The exercise: Return all the data below as it stands, minus the pictures.

[Start of Data segment]

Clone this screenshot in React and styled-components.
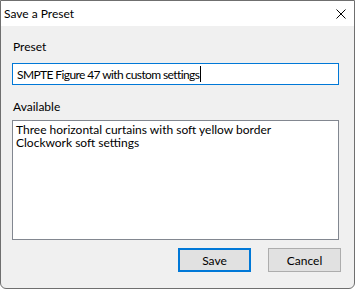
import React from 'react'
import styled, { createGlobalStyle } from 'styled-components'

const GlobalStyle = createGlobalStyle`
    html, body {
        margin: 0;
        padding: 0;
        background: #ffffff;
    }
    body {
        font-family: Lato, Roboto, sans-serif;
        font-size: 12px;
        color: #000000;
    }
`

const Window = styled.div`
    width: 355px;
    height: 289px;
    box-sizing: border-box;
    border: 1px solid #6f6f6f;
    border-radius: 0 0 6px 6px;
    background: #f0f0f0;
    display: flex;
    flex-direction: column;
    overflow: hidden;
`

const TitleBar = styled.div`
    height: 25px;
    background: #ffffff;
    display: flex;
    align-items: center;
    justify-content: space-between;
    padding: 0 8px 0 3px;
    .title{
        line-height: 16px;
    }
`

const CloseIcon = styled.svg`
    width: 10px;
    height: 10px;
    margin-top: 1px;
`

const Body = styled.div`
    display: flex;
    flex-direction: column;
    padding: 13px 15px 0 11px;
`

const Label = styled.div`
    line-height: 16px;
    padding-left: 1px;
    margin-bottom: ${props => props.gap}px;
`

const TextBox = styled.div`
    height: 22px;
    box-sizing: border-box;
    border: 1px solid #0078d7;
    background: #ffffff;
    display: flex;
    align-items: center;
    padding-left: 4px;
    margin-bottom: 14px;
    white-space: nowrap;
    .value{
        letter-spacing: -0.6px;
    }
    .caret{
        width: 1px;
        height: 16px;
        background: #000000;
        margin-left: 1px;
    }
`

const ListBox = styled.div`
    height: 120px;
    box-sizing: border-box;
    border: 1px solid #828790;
    background: #ffffff;
    padding: 2px 0 0 3px;
    margin-bottom: 8px;
`

const ListItem = styled.div`
    line-height: 13px;
    white-space: nowrap;
`

const ButtonRow = styled.div`
    display: flex;
    justify-content: flex-end;
    gap: 17px;
    margin-right: -2px;
`

const Button = styled.div`
    width: 73px;
    height: 24px;
    box-sizing: border-box;
    background: #e1e1e1;
    border: ${props => props.primary ? '2px solid #0078d7' : '1px solid #adadad'};
    display: flex;
    align-items: center;
    justify-content: center;
`

export default function App() {
    const presets = [
        'Three horizontal curtains with soft yellow border',
        'Clockwork soft settings',
    ]

    return (
        <>
            <GlobalStyle />
            <Window>
                <TitleBar>
                    <span className='title'>Save a Preset</span>
                    <CloseIcon viewBox="0 0 10 10">
                        <path d="M0.5 0.5 L9.5 9.5 M9.5 0.5 L0.5 9.5" stroke="#000" strokeWidth="1" fill="none" />
                    </CloseIcon>
                </TitleBar>
                <Body>
                    <Label gap={8}>Preset</Label>
                    <TextBox>
                        <span className='value'>SMPTE Figure 47 with custom settings</span>
                        <span className='caret' />
                    </TextBox>
                    <Label gap={5}>Available</Label>
                    <ListBox>
                        {presets.map(p => (
                            <ListItem key={p}>{p}</ListItem>
                        ))}
                    </ListBox>
                    <ButtonRow>
                        <Button primary>Save</Button>
                        <Button>Cancel</Button>
                    </ButtonRow>
                </Body>
            </Window>
        </>
    )
}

[End of Data segment]

Written response:
Clone this screenshot in React and styled-components.
import React from 'react'
import styled, { createGlobalStyle } from 'styled-components'

const GlobalStyle = createGlobalStyle`
    html, body {
        margin: 0;
        padding: 0;
        background: #ffffff;
    }
    body {
        font-family: Lato, Roboto, sans-serif;
        font-size: 12px;
        color: #000000;
    }
`

const Window = styled.div`
    width: 355px;
    height: 289px;
    box-sizing: border-box;
    border: 1px solid #6f6f6f;
    border-radius: 0 0 6px 6px;
    background: #f0f0f0;
    display: flex;
    flex-direction: column;
    overflow: hidden;
`

const TitleBar = styled.div`
    height: 25px;
    background: #ffffff;
    display: flex;
    align-items: center;
    justify-content: space-between;
    padding: 0 8px 0 3px;
    .title{
        line-height: 16px;
    }
`

const CloseIcon = styled.svg`
    width: 10px;
    height: 10px;
    margin-top: 1px;
`

const Body = styled.div`
    display: flex;
    flex-direction: column;
    padding: 13px 15px 0 11px;
`

const Label = styled.div`
    line-height: 16px;
    padding-left: 1px;
    margin-bottom: ${props => props.gap}px;
`

const TextBox = styled.div`
    height: 22px;
    box-sizing: border-box;
    border: 1px solid #0078d7;
    background: #ffffff;
    display: flex;
    align-items: center;
    padding-left: 4px;
    margin-bottom: 14px;
    white-space: nowrap;
    .value{
        letter-spacing: -0.6px;
    }
    .caret{
        width: 1px;
        height: 16px;
        background: #000000;
        margin-left: 1px;
    }
`

const ListBox = styled.div`
    height: 120px;
    box-sizing: border-box;
    border: 1px solid #828790;
    background: #ffffff;
    padding: 2px 0 0 3px;
    margin-bottom: 8px;
`

const ListItem = styled.div`
    line-height: 13px;
    white-space: nowrap;
`

const ButtonRow = styled.div`
    display: flex;
    justify-content: flex-end;
    gap: 17px;
    margin-right: -2px;
`

const Button = styled.div`
    width: 73px;
    height: 24px;
    box-sizing: border-box;
    background: #e1e1e1;
    border: ${props => props.primary ? '2px solid #0078d7' : '1px solid #adadad'};
    display: flex;
    align-items: center;
    justify-content: center;
`

export default function App() {
    const presets = [
        'Three horizontal curtains with soft yellow border',
        'Clockwork soft settings',
    ]

    return (
        <>
            <GlobalStyle />
            <Window>
                <TitleBar>
                    <span className='title'>Save a Preset</span>
                    <CloseIcon viewBox="0 0 10 10">
                        <path d="M0.5 0.5 L9.5 9.5 M9.5 0.5 L0.5 9.5" stroke="#000" strokeWidth="1" fill="none" />
                    </CloseIcon>
                </TitleBar>
                <Body>
                    <Label gap={8}>Preset</Label>
                    <TextBox>
                        <span className='value'>SMPTE Figure 47 with custom settings</span>
                        <span className='caret' />
                    </TextBox>
                    <Label gap={5}>Available</Label>
                    <ListBox>
                        {presets.map(p => (
                            <ListItem key={p}>{p}</ListItem>
                        ))}
                    </ListBox>
                    <ButtonRow>
                        <Button primary>Save</Button>
                        <Button>Cancel</Button>
                    </ButtonRow>
                </Body>
            </Window>
        </>
    )
}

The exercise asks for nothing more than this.